OkHttpClient client = new OkHttpClient();
//创建请求配置类Request
Request request =
new Request.Builder()
.url(url)
.build();
//newCall创建请求对象Call,再通过execute()开始执行,获取请求结果Response对象
Response response = client.newCall(request).execute();
- 先来看下client.newCall(request)方法,调用RealCall.newRealCall()静态方法,创建一个RealCall对象,传入request请求配置类对象,并指定请求不是WebSocket请求。
/**
* 发起一个请求,指定不是WebSocket请求
*
* @param request 请求的配置
*/
@Override
public Call newCall(Request request) {
return RealCall.newRealCall(this, request, false /* for web socket */);
}
- RealCall.newRealCall()静态方法,实际就是创建了RealCall对象,并配置了一个事件回调。
/**
* 静态方法配置一个RealCall,RealCall实现了Call接口,暂时是唯一实现,这么设计是为了后续拓展不同的Call
*
* @param client 请求客户端
* @param originalRequest 请求配置类
* @param forWebSocket 是否是WebSocket请求
* @return 返回RealCall实例
*/
static RealCall newRealCall(OkHttpClient client, Request originalRequest, boolean forWebSocket) {
// Safely publish the Call instance to the EventListener.

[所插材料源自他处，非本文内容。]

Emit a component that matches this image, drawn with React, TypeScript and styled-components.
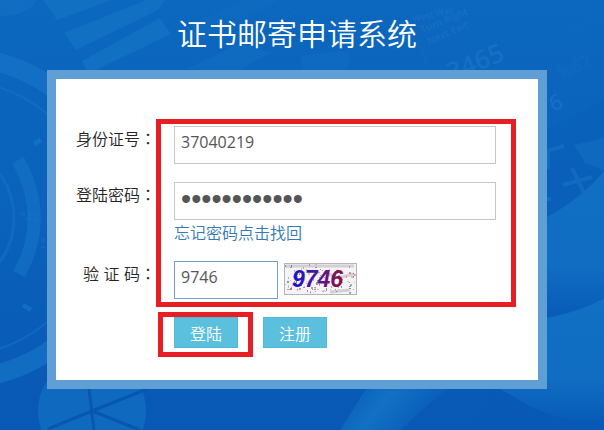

RealCall call = new RealCall(client, originalRequest, forWebSocket);
//为每个请求配置上外部设置的事件监听回调
call.eventListener = client.eventListenerFactory().create(call);
return call;
}
- RealCall类,实现了Call接口,Call接口规定了请求可用的Api,内部还有一个Factory接口,newCall()创建Call对象的方法。看到newCall()方法,那么OkHttpClient也肯定实现了这个接口(果然没猜错)

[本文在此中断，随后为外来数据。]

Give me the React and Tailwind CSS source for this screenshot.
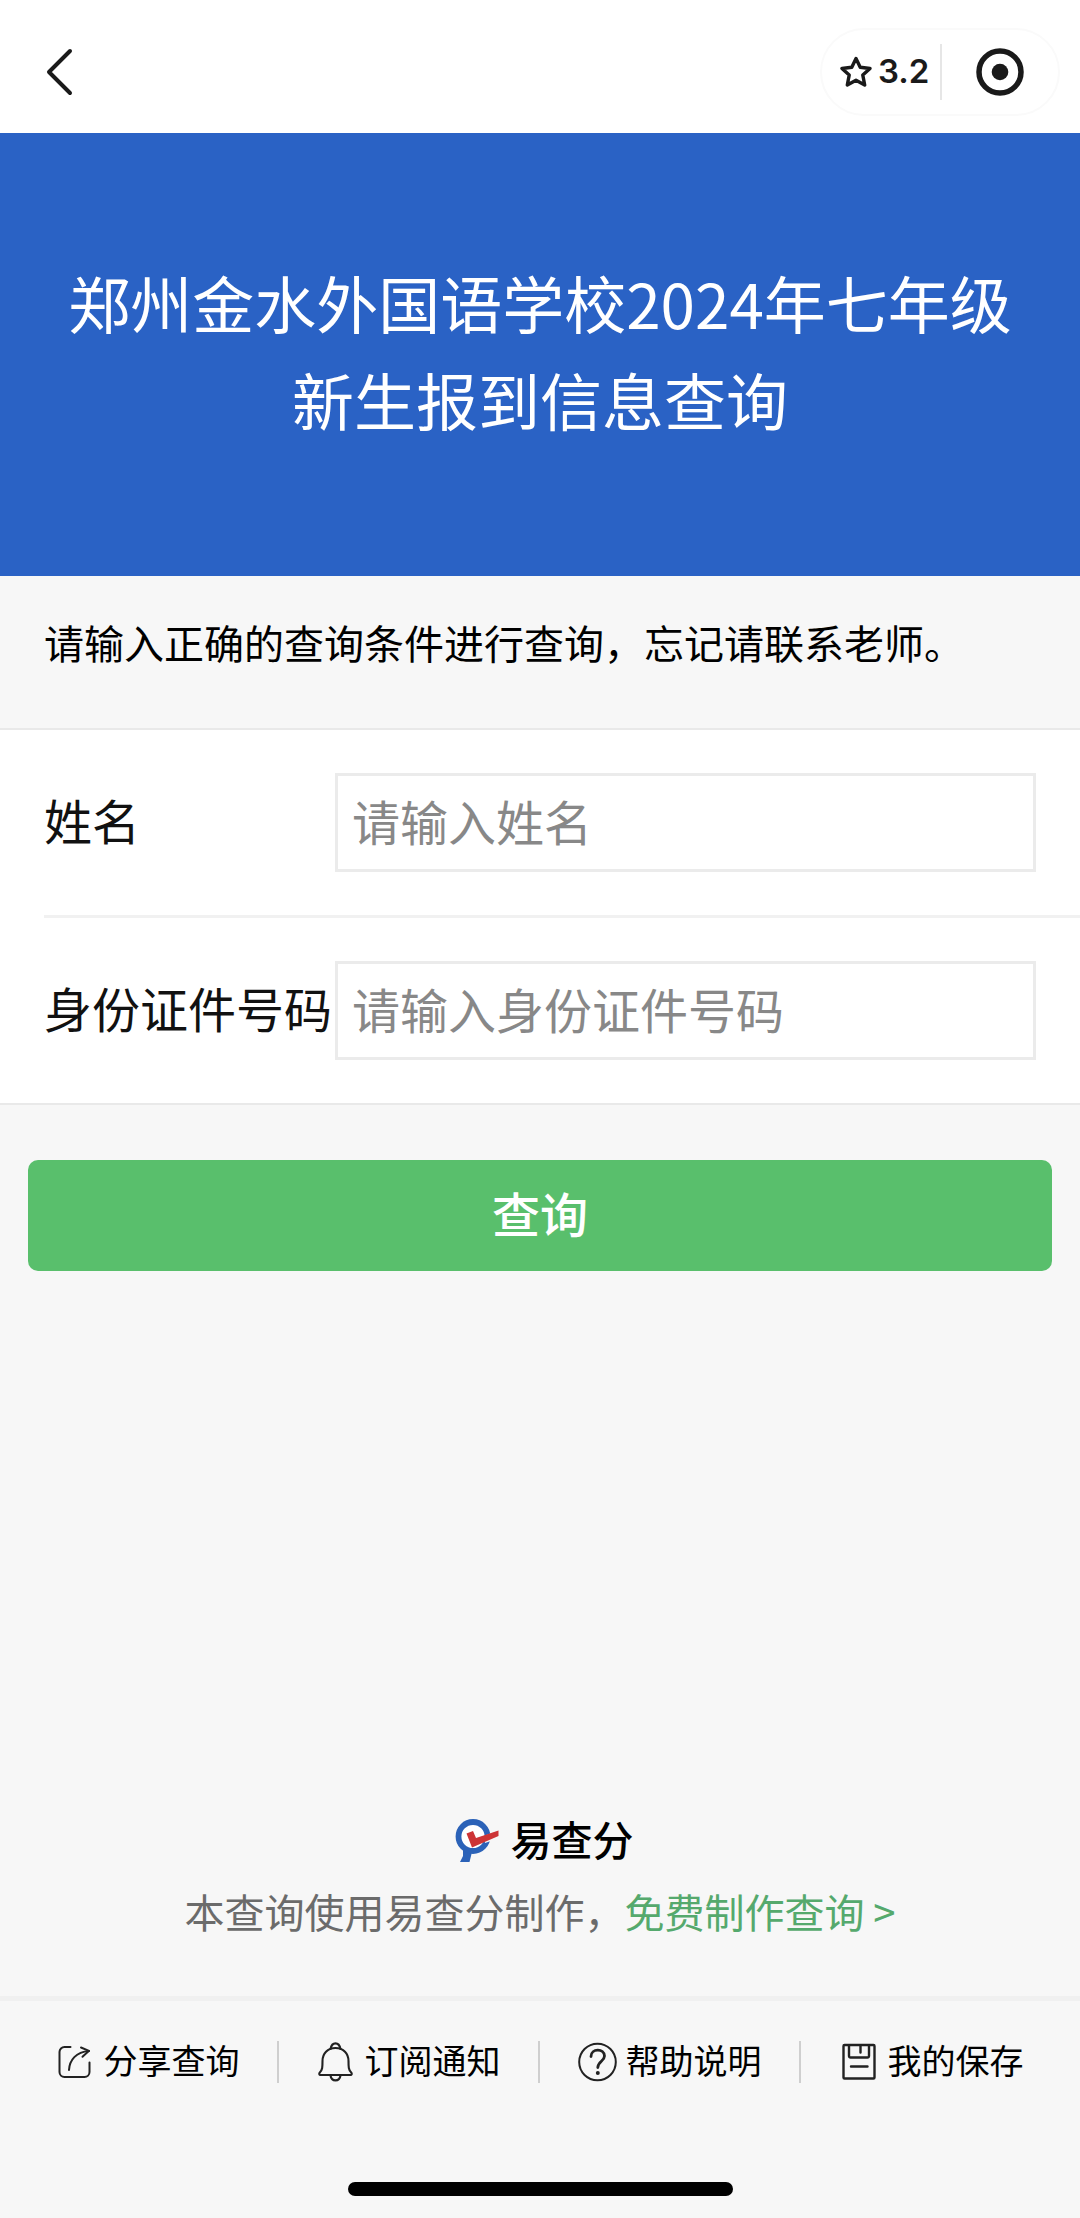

public interface Call extends Cloneable {
//获取配置的Request对象
Request request();
//异步请求Api
void enqueue(Callback responseCallback);
//取消任务
void cancel();
//任务是否执行过了
boolean isExecuted();
//是否取消了
boolean isCanceled();
//克隆自己
Call clone();
//Call对象生成工厂
interface Factory {
Call newCall(Request request);
}
}
//OkHttpClient实现了Call.Factory,所以它充当了请求工厂的角色
public class OkHttpClient implements Cloneable, Call.Factory, WebSocket.Factory {
//...
}
//Call接口的实现
final class RealCall implements Call {
//构造方法就是保存了构造参数,创建了一个拦截器,后面讲
private RealCall(OkHttpClient client, Request originalRequest, boolean forWebSocket) {
this.client = client;
this.originalRequest = originalRequest;
this.forWebSocket = forWebSocket;
this.retryAndFollowUpInterceptor = new RetryAndFollowUpInterceptor(client, forWebSocket);
}
}
- execute执行方法,注意一个RealCall对象只能执行一次,重点在getResponseWithInterceptorChain()方法,调用它后就获得了一个Response对象,那么请求肯定是在这个方法做的。try-catch异常处理,finally块调用分发器dispatcher的finished()方法通知分发器。
/**
* 马上执行,为同步调用(非线程池)
*
* @return 请求结果类
*/
@Override
public Response execute() throws IOException {
synchronized (this) {
//执行过一次就不可以再执行了,否则抛出异常
if (executed) {
throw new IllegalStateException("Already Executed");
}
//请求开始,将标志位设置为true
executed = true;
}
captureCallStackTrace();
//回调外部的事件监听
eventListener.callStart(this);
try {
//通知分发器,开始执行
client.dispatcher().executed(this);
//重点:开始责任链调用,让每个拦截器处理请求request,得出请求结果Response
Response result = getResponseWithInterceptorChain();
if (result == null) {
throw new IOException("Canceled");
}
return result;
} catch (IOException e) {
//异常,回调事件监听对象
eventListener.callFailed(this, e);
throw e;
} finally {
//结束请求,调用分发器,让分发器继续执行下一个任务
client.dispatcher().finished(this);
}
}
- 责任链模式的拦截器,具体就是创建拦截器到集合列表,再创建了一个RealInterceptorChain拦截器链,通过proceed()方法处理Request对象,最后得出一个Response请求结果对象,整体很干净,具体工作都交给了拦截器。
- 创建了一个拦截器列表,List
。 - 首先,先添加我们在Client中配置的拦截器(全局的)
- 添加失败和重定向处理的拦截器RetryAndFollowUpInterceptor
- 添加请求Header配置和Cookie的拦截器BridgeInterceptor
- 添加本地缓存和请求拦截的拦截器CacheInterceptor
- 添加服务请求连接的拦截器ConnectInterceptor
- 如果不是WebSocket请求,添加我们在Client配置的networkInterceptors()拦截器(局部拦截器,在WebSocket中不会添加的拦截器)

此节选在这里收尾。